EXERCISE DETAILS: Give the number of lines that hold the string "index". Nothing else is needed.

TASK DATA:
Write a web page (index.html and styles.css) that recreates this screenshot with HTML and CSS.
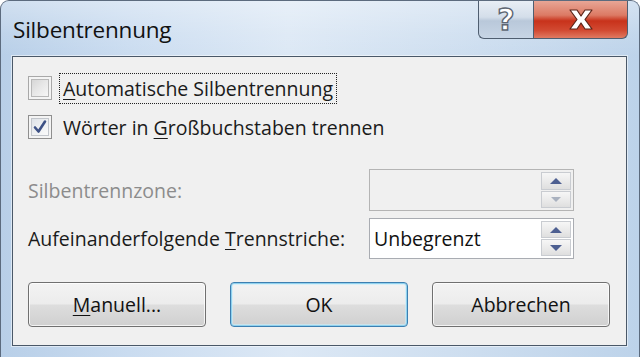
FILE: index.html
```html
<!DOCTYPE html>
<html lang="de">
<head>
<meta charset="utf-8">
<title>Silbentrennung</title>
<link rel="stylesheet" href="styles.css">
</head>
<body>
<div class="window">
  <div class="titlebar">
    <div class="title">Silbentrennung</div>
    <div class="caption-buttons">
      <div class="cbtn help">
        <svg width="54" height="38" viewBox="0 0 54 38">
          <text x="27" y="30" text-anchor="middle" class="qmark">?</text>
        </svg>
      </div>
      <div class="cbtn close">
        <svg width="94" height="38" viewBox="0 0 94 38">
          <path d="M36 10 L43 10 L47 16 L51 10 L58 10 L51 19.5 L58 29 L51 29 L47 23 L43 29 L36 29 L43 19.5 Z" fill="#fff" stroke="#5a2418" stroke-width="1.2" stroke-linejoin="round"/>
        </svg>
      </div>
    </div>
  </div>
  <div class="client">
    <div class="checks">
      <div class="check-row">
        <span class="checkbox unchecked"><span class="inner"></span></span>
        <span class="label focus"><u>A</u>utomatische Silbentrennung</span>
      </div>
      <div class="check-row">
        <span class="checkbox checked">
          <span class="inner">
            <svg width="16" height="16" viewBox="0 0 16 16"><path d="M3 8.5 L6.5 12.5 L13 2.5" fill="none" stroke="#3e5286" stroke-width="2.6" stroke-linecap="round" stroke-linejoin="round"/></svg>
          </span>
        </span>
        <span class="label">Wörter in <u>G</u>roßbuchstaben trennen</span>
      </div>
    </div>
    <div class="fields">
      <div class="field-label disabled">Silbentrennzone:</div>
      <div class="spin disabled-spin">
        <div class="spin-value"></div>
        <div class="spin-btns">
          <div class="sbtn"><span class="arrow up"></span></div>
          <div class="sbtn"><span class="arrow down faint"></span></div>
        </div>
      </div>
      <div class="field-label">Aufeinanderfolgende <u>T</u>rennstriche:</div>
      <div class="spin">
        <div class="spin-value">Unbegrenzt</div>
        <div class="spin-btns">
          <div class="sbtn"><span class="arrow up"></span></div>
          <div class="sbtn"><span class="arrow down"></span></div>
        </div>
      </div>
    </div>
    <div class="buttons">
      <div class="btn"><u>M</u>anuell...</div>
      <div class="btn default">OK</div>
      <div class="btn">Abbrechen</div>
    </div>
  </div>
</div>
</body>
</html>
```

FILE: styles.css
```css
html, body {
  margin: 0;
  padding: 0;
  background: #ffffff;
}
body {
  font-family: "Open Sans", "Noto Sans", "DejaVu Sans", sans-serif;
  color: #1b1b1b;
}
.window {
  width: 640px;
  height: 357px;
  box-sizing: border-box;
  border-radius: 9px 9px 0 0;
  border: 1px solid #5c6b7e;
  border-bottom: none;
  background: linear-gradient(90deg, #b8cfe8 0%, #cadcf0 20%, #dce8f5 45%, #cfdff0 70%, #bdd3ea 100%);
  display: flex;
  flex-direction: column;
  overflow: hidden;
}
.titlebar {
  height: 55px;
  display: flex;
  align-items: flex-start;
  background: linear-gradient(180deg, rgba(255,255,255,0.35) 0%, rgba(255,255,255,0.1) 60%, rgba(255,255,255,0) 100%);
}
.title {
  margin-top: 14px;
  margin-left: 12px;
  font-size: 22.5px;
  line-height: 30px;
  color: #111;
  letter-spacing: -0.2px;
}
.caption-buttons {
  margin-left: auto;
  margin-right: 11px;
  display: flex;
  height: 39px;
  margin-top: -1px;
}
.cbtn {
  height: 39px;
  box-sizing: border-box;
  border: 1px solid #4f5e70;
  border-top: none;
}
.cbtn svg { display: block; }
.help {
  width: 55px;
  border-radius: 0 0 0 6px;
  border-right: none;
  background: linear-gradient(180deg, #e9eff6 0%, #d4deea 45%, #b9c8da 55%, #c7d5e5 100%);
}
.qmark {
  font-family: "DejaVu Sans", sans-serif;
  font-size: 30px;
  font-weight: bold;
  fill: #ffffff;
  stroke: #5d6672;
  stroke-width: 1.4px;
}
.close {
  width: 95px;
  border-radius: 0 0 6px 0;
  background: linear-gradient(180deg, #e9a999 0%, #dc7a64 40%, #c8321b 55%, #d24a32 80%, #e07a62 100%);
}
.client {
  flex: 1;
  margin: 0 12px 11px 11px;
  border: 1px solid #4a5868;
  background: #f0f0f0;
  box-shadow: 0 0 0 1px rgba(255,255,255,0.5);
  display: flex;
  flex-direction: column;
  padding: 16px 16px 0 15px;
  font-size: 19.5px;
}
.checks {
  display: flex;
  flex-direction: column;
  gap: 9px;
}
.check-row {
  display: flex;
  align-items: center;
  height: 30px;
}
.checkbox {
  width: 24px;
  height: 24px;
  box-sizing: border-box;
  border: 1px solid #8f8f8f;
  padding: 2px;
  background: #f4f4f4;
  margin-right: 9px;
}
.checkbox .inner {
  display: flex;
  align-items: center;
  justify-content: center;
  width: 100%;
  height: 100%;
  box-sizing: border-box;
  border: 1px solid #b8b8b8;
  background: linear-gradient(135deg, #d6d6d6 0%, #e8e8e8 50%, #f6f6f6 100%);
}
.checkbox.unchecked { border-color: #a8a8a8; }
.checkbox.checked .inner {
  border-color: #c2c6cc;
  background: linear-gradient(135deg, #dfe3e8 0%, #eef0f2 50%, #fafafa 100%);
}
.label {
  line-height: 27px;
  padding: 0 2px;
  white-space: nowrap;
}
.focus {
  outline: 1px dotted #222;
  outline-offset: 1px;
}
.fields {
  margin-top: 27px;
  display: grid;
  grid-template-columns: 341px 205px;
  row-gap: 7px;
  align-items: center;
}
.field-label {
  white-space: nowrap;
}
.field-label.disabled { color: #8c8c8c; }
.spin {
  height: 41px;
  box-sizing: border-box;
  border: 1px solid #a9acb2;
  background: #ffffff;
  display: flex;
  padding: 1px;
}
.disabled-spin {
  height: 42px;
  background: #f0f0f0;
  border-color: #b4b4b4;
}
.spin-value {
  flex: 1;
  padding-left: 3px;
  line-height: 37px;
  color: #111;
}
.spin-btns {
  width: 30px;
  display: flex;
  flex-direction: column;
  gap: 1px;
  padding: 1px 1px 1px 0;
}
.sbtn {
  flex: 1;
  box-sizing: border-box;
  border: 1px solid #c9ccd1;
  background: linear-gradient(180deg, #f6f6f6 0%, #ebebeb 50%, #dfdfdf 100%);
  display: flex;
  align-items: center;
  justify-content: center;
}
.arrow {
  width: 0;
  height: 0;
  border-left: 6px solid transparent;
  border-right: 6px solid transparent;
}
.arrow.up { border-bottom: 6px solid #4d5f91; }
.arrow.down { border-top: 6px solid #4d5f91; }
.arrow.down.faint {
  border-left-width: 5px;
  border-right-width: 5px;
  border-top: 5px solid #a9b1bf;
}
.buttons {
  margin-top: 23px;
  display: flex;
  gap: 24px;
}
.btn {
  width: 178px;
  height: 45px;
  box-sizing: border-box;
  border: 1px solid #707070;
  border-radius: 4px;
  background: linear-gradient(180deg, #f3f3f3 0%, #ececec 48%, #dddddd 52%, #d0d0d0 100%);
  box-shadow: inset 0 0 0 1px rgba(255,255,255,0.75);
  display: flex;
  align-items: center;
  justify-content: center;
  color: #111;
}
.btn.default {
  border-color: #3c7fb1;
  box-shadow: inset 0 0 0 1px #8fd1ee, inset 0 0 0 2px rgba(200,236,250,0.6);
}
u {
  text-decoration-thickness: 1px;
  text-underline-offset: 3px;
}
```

...

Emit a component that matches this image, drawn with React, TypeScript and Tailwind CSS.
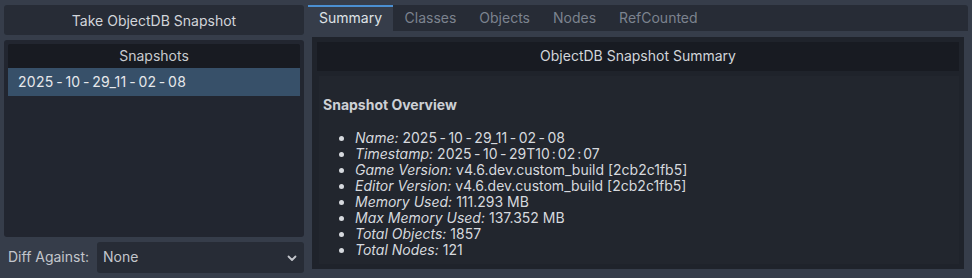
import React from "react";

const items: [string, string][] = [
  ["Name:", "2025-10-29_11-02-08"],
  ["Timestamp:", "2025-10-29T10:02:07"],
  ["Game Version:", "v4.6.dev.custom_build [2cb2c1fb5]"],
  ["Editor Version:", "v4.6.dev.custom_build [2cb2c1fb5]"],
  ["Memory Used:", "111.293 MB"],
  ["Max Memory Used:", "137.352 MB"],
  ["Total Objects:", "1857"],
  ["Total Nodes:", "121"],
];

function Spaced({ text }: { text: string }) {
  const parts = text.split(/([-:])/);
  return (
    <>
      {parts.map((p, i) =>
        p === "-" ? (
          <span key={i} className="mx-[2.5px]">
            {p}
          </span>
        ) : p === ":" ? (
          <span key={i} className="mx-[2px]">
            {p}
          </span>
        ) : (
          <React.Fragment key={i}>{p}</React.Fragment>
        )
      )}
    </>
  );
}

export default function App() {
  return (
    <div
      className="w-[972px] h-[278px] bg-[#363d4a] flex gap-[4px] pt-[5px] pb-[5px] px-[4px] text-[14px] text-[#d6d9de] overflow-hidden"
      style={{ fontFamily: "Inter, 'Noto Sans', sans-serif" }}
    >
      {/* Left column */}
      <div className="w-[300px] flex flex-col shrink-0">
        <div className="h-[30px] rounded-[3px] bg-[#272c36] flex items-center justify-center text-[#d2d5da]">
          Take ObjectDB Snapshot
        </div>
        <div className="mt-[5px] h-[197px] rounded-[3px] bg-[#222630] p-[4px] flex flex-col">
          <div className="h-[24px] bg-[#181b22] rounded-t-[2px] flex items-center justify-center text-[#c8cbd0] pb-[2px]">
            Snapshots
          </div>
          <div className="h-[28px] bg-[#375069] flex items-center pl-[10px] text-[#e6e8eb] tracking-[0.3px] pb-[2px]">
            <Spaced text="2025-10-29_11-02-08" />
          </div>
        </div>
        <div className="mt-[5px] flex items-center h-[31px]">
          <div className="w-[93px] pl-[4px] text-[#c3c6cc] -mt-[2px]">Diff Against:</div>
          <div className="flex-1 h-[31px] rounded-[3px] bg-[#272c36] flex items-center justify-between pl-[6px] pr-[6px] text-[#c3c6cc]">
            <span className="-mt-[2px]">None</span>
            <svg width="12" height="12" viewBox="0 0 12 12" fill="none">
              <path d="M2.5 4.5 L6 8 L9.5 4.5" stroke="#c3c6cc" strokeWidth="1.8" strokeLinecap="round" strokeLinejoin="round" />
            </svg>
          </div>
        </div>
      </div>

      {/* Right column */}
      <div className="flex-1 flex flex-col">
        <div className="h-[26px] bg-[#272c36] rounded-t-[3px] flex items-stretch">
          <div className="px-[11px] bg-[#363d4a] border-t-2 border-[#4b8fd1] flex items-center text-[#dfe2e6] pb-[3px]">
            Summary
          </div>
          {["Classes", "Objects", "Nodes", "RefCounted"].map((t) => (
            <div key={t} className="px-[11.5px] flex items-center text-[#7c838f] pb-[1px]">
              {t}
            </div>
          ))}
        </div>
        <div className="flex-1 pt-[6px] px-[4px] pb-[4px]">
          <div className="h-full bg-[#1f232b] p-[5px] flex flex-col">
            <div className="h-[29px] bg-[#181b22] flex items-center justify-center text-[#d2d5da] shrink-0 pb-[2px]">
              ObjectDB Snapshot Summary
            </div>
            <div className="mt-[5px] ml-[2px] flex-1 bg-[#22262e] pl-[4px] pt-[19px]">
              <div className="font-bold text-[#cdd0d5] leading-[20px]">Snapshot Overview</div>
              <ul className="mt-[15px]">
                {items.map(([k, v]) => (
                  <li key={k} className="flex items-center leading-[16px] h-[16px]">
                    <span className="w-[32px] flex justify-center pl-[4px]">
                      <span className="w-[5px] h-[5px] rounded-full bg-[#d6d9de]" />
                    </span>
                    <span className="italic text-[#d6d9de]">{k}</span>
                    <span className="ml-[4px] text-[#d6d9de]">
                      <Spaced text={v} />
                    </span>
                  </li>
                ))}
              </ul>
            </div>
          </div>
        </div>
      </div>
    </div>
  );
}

REPLY TO THE TASK: 2